By Melissa Mark-Viverito
The future of our City depends on the success of young people today. But instead of being able to focus on their aspirations, many girls and women, particularly those of color, are battling challenges rooted in gender, sex and race discrimination. Poverty, sexual violence and poor health outcomes stand squarely in the way of their success. For young women from immigrant families, these challenges are complicated by immigration status and language barriers. This has to change.
One year ago, I announced the launch of the New York City Council’s Young Women’s Initiative (YWI), a planning process that brought advocates, policy experts and young women and girls themselves together to make recommendations on how we can improve the lives of young women and girls in New York City. The result of the YWI is a set of policy and budgetary recommendations to improve the lives of young women and girls in our City. The New York City Council is also allocating $10 million over two years to commitment to YWI, a figure that is being matched by philanthropic partners. Together, $20 million will be invested in the futures of our daughters and sisters, all of whom should have the opportunity to thrive.
The urgency is as great as statistics show. Black and Latina girls and young women are 25 percent more likely to live in poverty. According to a New York Women’s Foundation’s 2015 publication, more than 40 percent of Black and Latina girls in New York City – and comparable percentages of girls from several new immigrant communities – lack access to the support they need to finish high school. In fact, eighteen percent of the women ages 16 to 24 were out of school and out of work, compared to 12 percent of young women ages 12 to 24 who are not Black or Latina.

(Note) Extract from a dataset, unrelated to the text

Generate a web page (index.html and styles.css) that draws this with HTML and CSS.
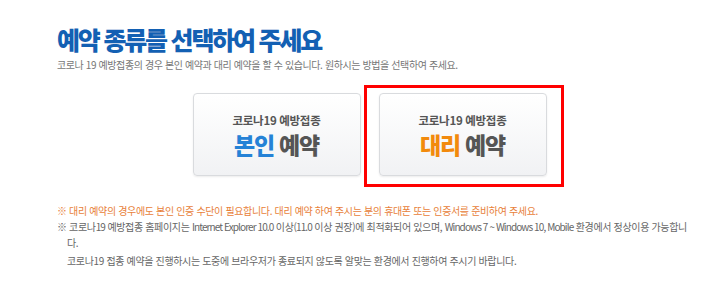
FILE: index.html
```html
<!DOCTYPE html>
<html lang="ko">
<head>
<meta charset="utf-8">
<link rel="stylesheet" href="styles.css">
</head>
<body>
<div class="wrap">
  <h1 class="title">예약 종류를 선택하여 주세요</h1>
  <p class="sub">코로나 19 예방접종의 경우 본인 예약과 대리 예약을 할 수 있습니다. 원하시는 방법을 선택하여 주세요.</p>
  <div class="cards">
    <div class="card">
      <span class="card-top">코로나19 예방접종</span>
      <span class="card-main"><span class="blue">본인</span> 예약</span>
    </div>
    <div class="card selected">
      <span class="card-top">코로나19 예방접종</span>
      <span class="card-main"><span class="orange">대리</span> 예약</span>
      <span class="highlight"></span>
    </div>
  </div>
  <ul class="notes">
    <li class="warn">※ 대리 예약의 경우에도 본인 인증 수단이 필요합니다. 대리 예약 하여 주시는 분의 휴대폰 또는 인증서를 준비하여 주세요.</li>
    <li>※ 코로나<span class="en">19</span> 예방접종 홈페이지는 <span class="en">Internet Explorer 10.0</span> 이상<span class="en">(11.0</span> 이상 권장)에 최적화되어 있으며, <span class="en">Windows 7 ~ Windows 10, Mobile</span> 환경에서 정상이용 가능합니다.</li>
    <li class="plain">코로나19 접종 예약을 진행하시는 도중에 브라우저가 종료되지 않도록 알맞는 환경에서 진행하여 주시기 바랍니다.</li>
  </ul>
</div>
</body>
</html>
```

FILE: styles.css
```css
html, body {
  margin: 0;
  padding: 0;
  background: #fff;
}
body {
  font-family: "Noto Sans CJK KR", "Noto Sans", sans-serif;
}
.wrap {
  width: 630px;
  padding: 24px 0 0 57px;
}
.title {
  margin: 0;
  font-size: 25px;
  line-height: 30px;
  font-weight: 900;
  color: #1360b3;
  letter-spacing: -2.2px;
}
.sub {
  margin: 4px 0 0;
  font-size: 10px;
  line-height: 14px;
  color: #777;
  letter-spacing: -0.4px;
}
.cards {
  display: flex;
  justify-content: center;
  gap: 18px;
  margin: 21px 5px 0 0;
}
.card {
  position: relative;
  width: 166px;
  height: 81px;
  border: 1px solid #d9dbde;
  border-radius: 4px;
  background: linear-gradient(#ffffff, #f1f2f4);
  box-shadow: 0 1px 2px rgba(0,0,0,0.08);
  display: flex;
  flex-direction: column;
  align-items: center;
  justify-content: center;
}
.card-top {
  font-size: 11.5px;
  line-height: 16px;
  font-weight: 700;
  color: #555;
  letter-spacing: -0.3px;
}
.card-main {
  font-size: 23px;
  line-height: 28px;
  font-weight: 900;
  color: #555;
  letter-spacing: -1.2px;
  margin-top: 2px;
}
.blue { color: #2582d6; }
.orange { color: #f28a0c; }
.highlight {
  position: absolute;
  left: -16px;
  top: -9px;
  width: 194px;
  height: 96px;
  border: 3px solid #f00;
}
.notes {
  list-style: none;
  margin: 27px 0 0;
  padding: 0;
  font-size: 10px;
  line-height: 16px;
  color: #666;
  letter-spacing: -0.35px;
}
.notes li {
  padding-left: 10px;
  text-indent: -10px;
}
.notes .en {
  letter-spacing: -0.9px;
}
.notes .warn {
  color: #e8813a;
}
.notes .plain {
  text-indent: 0;
  margin-top: 2px;
}
```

Studies show that youth who are not connected to employment opportunities early on will have a difficult time accessing a steady job in the future and, in turn, earn less in the span of their work life. This is why the Young Women’s Initiative recommends that the City’s Summer Youth Employment Program (SYEP) becomes a year-round program. YWI also recommends increasing the reach of workforce training organizations that offer hands-on training, and calls for more college counselors to help students’ transition to higher education.
Young women want to make healthy and smart choices about their future. Yet many don’t have ready access to information, counseling and health services to avoid teen pregnancy or sexually transmitted infections.
While unintended pregnancy among young people has declined overall in New York City, pregnancy rates among Black and Latina teens are four to seven times higher than rates among White and Asian American and Pacific Islander teens, with teen pregnancy rates highest in the Bronx. Devastating statistics also reveal that young Black women have the highest share of new HIV diagnoses among women in our City.
These critical health care needs must be dealt with now. YWI calls for an increase of the number of School-Based Health Centers across the City’s middle schools and high schools, and an expansion of the scope of services provided in middle schools to include confidential reproductive and sexual health care.
Young women have the right to opportunities, information and quality services. They equally have the right to a City that keeps them safe from sexual violence, prohibits discrimination in all forms and works to prevent contact with the criminal justice system. Young women should know that our City is on their side. We should be, and will be, nothing less than a City that elevates our girls.